Yield: 1 rectangular loaf focaccia (9 x 13 inches)
For the focaccia dough:
3-4 cups all purpose flour
1 teaspoon kosher salt
1 envelope (1/4 ounce) active dry yeast
2 teaspoons dried mint (if mint leaves are large, crumble them with your fingers)
1 teaspoon dried oregano
1-1/2 cups (12 ounces) warm water
1 Tablespoon vegetable oil
Cornmeal for dusting the baking dish
For the topping:
1 cup blood orange segments, all white pith and membranes removed (about 4 oranges)
1/2 cup cracked green olives, pitted and coarsely chopped
2 Tablespoons extra-virgin olive oil, plus a few more tablespoons for drizzling on the focaccia
Juice of 1/2 lemon
Freshly ground black pepper
5 ounces fresh Greek sheep’s milk feta (preferably packed in water), to yield 1 cup crumbled feta
1 pinch dried mint
1 or 2 pinches sea salt (I like Maldon salt flakes)
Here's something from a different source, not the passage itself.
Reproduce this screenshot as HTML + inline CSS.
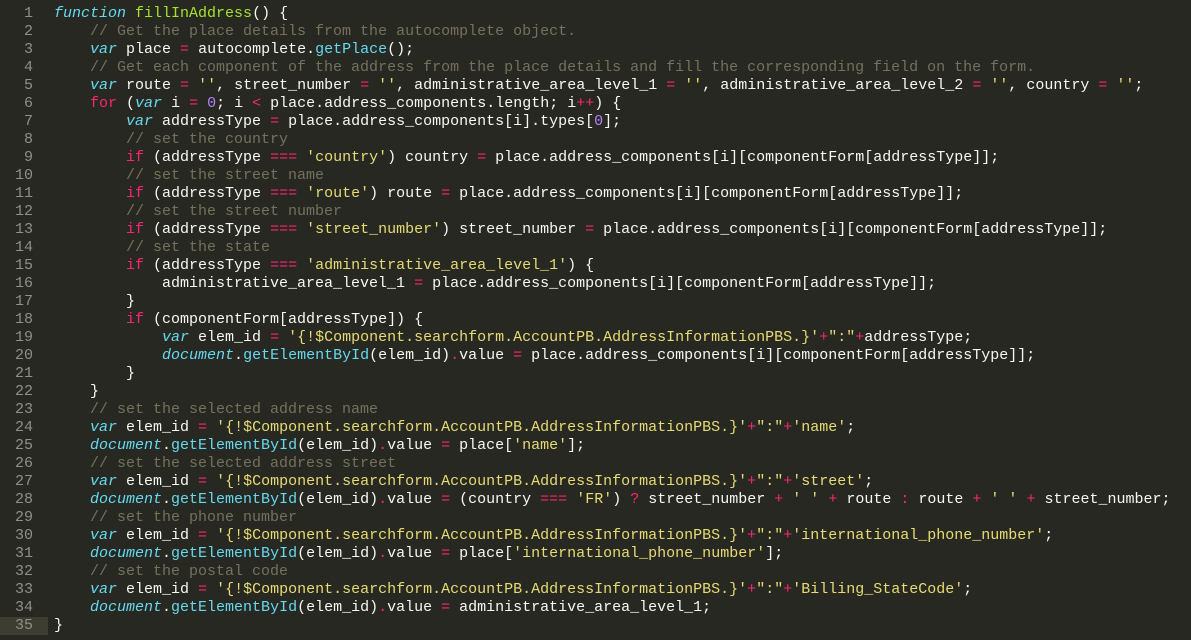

Put 3 cups of the flour in a large bowl with the salt, yeast, dried mint, and oregano. Blend together well with a fork. In a measuring cup, combine the warm water (it should be slightly warmer than skin temperature, not too hot) and the vegetable oil. Incorporate the liquid gradually into the flour mixture.
From here, add in extra flour up to 1 cup, as needed to make a smooth, elastic dough (I ended up using another 1/2 cup, which I added in 1/4-cup increments). Turn the dough out onto a floured surface and give it a few extra kneads. Return the dough to a clean bowl that’s been lightly coated with olive oil (you can just rinse out and dry the one you started with), and turn the dough to coat it on all sides. Cover the bowl with a clean, slightly dampened kitchen towel, and set it aside to rest in a warm place for around 45 minutes to 1 hour, until it doubles in size.
While the dough is rising, prepare the topping for the focaccia. Place segmented blood oranges in a bowl with the chopped green olives, 2 tablespoons of olive oil, lemon juice, and pepper. Set aside to marinate.
Preheat the oven to 425F. Coat a 9 x 13-inch baking dish lightly with olive oil and sprinkle with cornmeal.
Turn the risen dough out into the dish. If the dough seems too sticky in the bowl, that’s OK, just sprinkle some flour on the dough, dust your hands with flour as well, and scrape the dough out and into the baking dish. With a touch more flour on your hands if needed, press and stretch the dough across the bottom of the pan. Cover again with a towel and let rise for another 30 minutes.
When the dough has finished rising, have ready a small bowl with a few tablespoons of olive oil. Dip your fingers in the oil and poke holes in the top of the focaccia. Spread on the blood orange and olive mixture, then top with crumbled feta. Sprinkle the focaccia with a little bit of crushed dried mint and drizzle with the olive oil that remains in the small bowl. Sprinkle on a pinch or two of sea salt.
Bake 25-30 minutes, or until the focaccia is puffed and nicely browned.
Eat as is, dip into fine olive oil, or slice and use as a base to build a great sandwich.